From the records below, please print only the lines from the one containing "Write a component" through the one containing "name: [string, string];", both included. Skip the pictures.

** Begin **

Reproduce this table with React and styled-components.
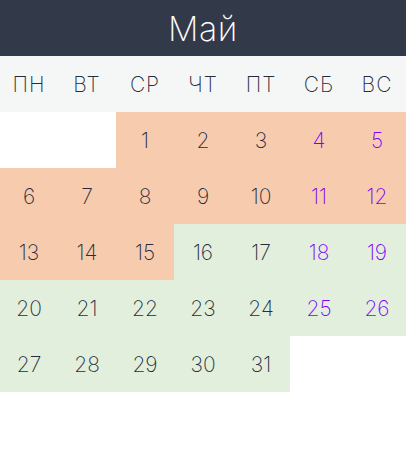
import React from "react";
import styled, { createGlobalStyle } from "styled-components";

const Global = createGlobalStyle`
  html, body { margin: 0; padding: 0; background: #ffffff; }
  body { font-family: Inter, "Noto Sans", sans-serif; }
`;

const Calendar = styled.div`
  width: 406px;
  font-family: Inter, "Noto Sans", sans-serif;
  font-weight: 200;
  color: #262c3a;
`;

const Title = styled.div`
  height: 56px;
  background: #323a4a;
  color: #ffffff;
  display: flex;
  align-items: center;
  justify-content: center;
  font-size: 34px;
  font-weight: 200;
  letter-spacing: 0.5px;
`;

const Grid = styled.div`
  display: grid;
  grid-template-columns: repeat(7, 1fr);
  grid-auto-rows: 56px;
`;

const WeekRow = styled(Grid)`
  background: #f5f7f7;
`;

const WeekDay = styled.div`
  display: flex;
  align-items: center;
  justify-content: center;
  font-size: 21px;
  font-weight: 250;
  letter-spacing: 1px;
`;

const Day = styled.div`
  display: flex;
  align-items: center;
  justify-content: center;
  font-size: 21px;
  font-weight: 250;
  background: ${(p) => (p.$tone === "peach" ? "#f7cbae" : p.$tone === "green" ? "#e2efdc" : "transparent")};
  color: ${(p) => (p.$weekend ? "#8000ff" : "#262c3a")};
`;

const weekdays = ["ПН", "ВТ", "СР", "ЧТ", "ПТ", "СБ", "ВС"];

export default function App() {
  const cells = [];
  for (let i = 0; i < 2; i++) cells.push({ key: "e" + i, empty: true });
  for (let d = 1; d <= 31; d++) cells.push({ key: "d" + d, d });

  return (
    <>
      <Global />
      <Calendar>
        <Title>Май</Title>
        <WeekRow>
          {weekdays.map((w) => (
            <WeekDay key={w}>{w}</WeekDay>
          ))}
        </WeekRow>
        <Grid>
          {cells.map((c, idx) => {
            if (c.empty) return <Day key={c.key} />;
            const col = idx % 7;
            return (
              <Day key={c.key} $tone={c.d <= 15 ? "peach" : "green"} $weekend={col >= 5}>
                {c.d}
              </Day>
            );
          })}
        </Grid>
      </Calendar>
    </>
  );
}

** End **
** Begin **

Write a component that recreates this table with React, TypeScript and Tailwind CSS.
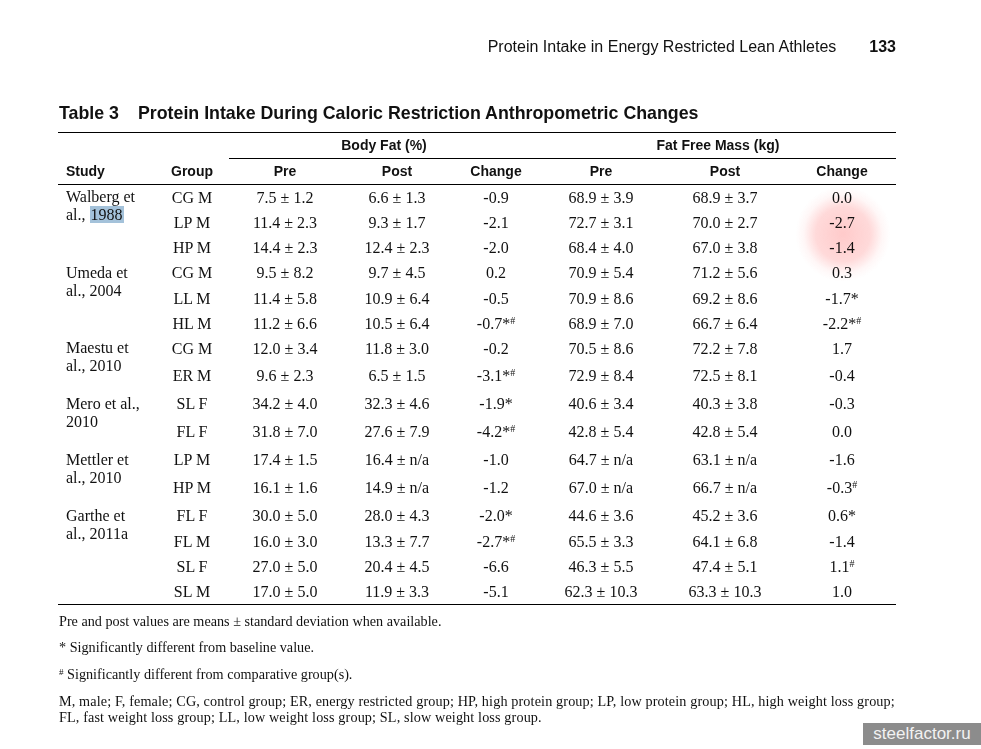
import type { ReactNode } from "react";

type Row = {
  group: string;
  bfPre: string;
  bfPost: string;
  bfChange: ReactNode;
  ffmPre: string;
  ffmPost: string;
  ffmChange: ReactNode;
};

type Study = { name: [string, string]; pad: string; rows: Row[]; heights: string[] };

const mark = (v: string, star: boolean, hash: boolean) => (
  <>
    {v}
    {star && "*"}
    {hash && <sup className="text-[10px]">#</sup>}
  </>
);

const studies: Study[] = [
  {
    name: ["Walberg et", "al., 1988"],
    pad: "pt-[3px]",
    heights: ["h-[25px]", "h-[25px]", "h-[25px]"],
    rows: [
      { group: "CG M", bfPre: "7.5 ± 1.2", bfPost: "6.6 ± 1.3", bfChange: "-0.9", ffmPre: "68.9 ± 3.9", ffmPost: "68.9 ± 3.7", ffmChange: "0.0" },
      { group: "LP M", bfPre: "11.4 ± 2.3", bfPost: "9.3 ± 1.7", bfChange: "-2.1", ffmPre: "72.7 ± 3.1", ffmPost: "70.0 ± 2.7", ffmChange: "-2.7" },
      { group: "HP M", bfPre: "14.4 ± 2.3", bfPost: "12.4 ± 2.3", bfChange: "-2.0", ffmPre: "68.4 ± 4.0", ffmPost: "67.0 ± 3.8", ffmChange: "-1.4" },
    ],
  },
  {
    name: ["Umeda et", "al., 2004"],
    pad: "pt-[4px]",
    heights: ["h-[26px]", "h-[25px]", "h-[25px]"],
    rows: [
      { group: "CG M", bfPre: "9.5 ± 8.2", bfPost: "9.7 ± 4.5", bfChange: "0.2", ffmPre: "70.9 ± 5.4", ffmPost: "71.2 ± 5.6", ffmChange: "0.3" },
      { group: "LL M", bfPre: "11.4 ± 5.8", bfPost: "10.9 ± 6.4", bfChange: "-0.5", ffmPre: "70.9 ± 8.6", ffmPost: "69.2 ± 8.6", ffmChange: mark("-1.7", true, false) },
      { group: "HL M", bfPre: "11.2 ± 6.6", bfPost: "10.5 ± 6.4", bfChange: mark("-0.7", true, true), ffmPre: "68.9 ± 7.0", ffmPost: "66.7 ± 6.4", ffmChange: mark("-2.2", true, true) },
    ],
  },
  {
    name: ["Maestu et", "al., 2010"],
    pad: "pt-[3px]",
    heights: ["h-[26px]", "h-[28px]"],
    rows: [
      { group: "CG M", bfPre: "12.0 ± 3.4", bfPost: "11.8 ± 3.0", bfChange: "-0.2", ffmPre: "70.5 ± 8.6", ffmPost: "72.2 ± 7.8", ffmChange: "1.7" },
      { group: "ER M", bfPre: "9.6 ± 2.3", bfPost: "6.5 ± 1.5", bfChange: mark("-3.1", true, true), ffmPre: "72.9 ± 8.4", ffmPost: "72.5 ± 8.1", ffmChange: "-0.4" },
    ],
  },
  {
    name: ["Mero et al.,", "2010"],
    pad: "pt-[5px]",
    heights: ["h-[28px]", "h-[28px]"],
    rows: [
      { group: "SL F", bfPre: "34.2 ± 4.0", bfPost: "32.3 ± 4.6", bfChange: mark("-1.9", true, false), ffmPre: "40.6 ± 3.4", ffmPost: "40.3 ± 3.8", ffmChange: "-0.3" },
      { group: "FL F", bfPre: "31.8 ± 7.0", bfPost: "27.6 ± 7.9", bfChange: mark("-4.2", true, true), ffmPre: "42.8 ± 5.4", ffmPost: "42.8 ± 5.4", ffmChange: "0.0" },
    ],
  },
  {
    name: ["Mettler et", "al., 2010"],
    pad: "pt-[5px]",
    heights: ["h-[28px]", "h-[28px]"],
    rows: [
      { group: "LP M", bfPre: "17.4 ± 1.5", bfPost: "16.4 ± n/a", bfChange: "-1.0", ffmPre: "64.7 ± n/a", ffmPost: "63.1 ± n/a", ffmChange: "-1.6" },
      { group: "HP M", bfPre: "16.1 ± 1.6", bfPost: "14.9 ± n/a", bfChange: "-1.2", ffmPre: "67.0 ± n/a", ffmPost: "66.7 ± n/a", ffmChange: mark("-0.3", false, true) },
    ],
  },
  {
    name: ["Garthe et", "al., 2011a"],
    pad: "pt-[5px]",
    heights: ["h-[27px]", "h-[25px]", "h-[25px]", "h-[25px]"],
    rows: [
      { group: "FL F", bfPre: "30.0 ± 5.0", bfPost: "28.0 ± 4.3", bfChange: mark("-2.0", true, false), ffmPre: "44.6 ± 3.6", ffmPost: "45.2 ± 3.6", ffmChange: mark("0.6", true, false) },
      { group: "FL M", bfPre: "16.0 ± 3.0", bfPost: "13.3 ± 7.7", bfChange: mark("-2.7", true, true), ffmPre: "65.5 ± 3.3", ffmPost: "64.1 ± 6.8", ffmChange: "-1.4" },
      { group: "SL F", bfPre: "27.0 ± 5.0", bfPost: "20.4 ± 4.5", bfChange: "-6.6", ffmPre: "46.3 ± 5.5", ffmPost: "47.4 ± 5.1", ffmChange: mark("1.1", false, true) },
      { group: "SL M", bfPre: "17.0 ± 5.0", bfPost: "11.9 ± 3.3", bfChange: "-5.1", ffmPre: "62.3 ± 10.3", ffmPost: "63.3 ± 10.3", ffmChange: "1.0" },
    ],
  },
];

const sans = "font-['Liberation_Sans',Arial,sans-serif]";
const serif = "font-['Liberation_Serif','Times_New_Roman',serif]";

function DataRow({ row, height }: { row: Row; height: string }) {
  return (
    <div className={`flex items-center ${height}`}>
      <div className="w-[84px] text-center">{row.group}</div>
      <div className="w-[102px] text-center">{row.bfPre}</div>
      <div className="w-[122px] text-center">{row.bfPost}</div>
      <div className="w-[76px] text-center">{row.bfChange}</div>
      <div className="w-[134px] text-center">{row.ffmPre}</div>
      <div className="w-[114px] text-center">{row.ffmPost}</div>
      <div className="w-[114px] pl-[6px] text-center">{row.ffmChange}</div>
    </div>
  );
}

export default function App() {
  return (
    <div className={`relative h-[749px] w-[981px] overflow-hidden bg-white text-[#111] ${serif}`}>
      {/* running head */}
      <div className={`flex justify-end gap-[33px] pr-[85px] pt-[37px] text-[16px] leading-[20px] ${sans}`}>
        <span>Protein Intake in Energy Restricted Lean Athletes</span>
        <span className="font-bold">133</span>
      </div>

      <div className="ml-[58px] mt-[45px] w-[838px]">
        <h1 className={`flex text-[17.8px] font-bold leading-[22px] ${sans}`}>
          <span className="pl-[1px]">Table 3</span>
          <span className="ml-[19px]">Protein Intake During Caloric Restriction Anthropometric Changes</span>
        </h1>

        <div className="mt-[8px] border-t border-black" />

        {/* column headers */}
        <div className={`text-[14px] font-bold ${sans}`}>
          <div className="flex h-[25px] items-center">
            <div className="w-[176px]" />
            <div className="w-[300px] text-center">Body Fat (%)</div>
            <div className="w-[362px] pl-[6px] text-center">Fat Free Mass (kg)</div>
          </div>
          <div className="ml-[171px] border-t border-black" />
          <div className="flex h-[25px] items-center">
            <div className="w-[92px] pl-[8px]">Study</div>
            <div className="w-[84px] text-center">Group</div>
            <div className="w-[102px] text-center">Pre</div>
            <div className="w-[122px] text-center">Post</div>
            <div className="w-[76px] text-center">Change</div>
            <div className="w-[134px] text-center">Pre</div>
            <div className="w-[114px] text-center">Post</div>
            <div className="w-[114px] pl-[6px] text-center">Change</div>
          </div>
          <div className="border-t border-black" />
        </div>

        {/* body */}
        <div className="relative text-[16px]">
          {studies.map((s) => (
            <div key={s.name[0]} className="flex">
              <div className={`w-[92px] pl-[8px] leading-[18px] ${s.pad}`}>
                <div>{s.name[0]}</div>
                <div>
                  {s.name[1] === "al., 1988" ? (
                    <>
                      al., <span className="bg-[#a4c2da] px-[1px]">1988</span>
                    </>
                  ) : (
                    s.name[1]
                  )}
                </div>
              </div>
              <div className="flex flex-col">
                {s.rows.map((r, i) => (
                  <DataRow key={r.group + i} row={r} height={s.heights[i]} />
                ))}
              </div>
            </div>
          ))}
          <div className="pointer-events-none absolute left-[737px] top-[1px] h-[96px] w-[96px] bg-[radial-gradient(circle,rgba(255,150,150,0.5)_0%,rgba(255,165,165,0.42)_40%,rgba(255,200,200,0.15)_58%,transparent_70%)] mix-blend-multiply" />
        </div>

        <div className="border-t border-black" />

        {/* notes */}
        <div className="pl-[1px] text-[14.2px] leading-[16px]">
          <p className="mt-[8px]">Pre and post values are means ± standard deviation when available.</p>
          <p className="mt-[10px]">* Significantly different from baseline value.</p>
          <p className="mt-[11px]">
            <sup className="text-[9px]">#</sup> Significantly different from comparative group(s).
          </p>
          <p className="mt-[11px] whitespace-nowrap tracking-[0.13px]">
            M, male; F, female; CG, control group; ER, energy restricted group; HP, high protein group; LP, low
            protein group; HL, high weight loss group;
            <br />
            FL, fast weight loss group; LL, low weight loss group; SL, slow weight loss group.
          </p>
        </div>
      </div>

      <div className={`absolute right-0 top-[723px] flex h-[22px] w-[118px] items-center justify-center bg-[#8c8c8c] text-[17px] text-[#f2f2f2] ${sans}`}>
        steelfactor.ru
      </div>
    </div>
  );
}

** End **
** Begin **

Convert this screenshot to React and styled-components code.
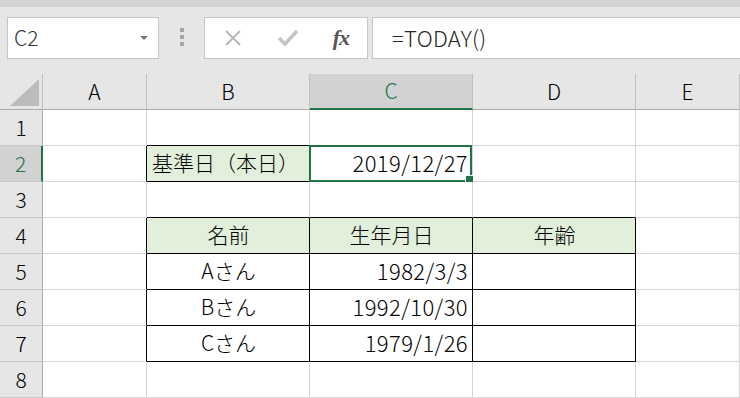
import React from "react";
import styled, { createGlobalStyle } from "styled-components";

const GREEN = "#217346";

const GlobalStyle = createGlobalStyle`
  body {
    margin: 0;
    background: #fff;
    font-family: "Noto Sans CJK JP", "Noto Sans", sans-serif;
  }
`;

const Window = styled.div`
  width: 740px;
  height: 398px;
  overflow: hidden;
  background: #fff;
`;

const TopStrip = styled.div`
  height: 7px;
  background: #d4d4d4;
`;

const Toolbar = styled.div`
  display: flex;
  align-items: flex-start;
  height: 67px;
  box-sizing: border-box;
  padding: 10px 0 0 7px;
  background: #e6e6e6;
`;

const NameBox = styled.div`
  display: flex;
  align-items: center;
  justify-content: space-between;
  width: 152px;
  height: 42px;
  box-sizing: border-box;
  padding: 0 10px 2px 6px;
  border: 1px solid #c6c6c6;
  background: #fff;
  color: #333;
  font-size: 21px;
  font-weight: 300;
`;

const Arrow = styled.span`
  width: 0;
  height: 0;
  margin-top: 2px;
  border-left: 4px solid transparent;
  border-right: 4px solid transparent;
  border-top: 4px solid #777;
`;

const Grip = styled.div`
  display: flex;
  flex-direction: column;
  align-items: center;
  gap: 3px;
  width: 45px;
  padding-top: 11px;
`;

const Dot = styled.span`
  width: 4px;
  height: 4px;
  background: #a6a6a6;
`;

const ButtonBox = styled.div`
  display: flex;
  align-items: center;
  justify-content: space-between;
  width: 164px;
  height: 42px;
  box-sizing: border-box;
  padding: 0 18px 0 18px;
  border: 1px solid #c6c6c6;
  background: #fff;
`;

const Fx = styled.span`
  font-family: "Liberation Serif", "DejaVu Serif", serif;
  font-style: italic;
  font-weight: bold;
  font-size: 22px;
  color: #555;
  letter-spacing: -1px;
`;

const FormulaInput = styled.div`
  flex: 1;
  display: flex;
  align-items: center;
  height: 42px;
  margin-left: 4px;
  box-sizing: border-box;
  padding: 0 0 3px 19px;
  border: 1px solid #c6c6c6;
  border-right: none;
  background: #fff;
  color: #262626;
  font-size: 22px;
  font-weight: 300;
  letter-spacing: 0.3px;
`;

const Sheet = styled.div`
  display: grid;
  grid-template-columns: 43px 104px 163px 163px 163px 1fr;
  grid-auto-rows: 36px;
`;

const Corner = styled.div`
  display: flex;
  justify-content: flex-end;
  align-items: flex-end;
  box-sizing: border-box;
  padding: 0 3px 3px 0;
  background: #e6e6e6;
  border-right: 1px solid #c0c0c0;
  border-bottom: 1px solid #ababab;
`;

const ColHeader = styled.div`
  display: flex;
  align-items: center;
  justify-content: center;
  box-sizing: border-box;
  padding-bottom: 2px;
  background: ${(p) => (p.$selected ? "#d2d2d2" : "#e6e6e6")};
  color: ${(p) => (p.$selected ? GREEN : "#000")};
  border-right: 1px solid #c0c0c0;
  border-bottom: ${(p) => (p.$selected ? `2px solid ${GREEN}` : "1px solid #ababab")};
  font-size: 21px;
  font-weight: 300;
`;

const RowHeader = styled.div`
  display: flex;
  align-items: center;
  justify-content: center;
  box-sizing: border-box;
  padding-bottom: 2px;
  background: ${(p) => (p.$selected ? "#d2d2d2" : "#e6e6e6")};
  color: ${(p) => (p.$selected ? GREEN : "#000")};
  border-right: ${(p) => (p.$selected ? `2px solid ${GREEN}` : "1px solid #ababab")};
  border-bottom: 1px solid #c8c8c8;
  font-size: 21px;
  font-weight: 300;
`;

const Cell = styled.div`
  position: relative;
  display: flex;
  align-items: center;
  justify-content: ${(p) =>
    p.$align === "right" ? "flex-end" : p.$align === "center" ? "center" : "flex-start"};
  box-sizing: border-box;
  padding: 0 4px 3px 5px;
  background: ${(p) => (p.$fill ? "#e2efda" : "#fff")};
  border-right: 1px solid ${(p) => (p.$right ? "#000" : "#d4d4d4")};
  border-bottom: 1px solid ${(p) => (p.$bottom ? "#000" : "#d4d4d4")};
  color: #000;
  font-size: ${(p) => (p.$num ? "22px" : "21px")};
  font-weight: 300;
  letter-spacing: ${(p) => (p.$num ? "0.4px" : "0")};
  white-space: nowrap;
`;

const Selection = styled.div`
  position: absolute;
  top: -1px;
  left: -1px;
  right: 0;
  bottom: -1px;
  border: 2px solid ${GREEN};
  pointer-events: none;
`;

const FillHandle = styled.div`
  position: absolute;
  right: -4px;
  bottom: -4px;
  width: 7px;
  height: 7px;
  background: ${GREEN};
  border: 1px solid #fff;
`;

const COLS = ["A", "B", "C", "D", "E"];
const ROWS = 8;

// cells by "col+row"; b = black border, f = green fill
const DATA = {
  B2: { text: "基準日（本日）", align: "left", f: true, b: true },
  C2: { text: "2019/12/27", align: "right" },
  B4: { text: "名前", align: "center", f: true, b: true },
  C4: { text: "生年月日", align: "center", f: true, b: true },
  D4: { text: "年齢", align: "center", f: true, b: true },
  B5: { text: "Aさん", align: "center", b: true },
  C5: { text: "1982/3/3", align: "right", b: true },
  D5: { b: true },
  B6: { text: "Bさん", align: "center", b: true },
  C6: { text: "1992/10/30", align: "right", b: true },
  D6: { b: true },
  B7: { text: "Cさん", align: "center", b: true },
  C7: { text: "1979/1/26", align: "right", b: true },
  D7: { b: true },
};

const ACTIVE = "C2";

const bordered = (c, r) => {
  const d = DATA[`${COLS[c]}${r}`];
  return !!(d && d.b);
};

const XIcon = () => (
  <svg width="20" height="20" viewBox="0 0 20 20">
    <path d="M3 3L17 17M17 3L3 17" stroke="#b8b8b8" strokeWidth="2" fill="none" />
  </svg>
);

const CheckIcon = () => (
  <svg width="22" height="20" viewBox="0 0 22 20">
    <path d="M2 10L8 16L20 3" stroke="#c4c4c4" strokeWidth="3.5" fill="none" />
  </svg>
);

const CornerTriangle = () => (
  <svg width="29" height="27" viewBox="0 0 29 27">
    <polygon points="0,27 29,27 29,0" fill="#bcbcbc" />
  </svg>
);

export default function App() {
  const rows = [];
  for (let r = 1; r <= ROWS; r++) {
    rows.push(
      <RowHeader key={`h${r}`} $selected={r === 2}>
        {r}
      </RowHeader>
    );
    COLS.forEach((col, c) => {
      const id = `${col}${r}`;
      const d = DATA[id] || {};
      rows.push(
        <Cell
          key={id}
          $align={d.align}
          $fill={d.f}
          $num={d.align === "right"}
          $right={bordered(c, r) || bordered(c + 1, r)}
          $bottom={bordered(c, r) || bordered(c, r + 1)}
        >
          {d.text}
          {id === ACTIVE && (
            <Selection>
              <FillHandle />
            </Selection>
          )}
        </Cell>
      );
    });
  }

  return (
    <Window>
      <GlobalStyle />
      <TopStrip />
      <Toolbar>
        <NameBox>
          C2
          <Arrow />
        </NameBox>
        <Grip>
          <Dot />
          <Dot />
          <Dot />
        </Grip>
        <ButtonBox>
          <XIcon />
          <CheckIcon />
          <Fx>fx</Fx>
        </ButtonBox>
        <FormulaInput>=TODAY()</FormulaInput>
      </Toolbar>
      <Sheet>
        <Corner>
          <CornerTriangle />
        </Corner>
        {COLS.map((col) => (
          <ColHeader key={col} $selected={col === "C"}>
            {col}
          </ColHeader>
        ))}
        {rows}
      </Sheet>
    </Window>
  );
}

** End **

[Completed task]
Write a component that recreates this table with React, TypeScript and Tailwind CSS.
import type { ReactNode } from "react";

type Row = {
  group: string;
  bfPre: string;
  bfPost: string;
  bfChange: ReactNode;
  ffmPre: string;
  ffmPost: string;
  ffmChange: ReactNode;
};

type Study = { name: [string, string]; pad: string; rows: Row[]; heights: string[] };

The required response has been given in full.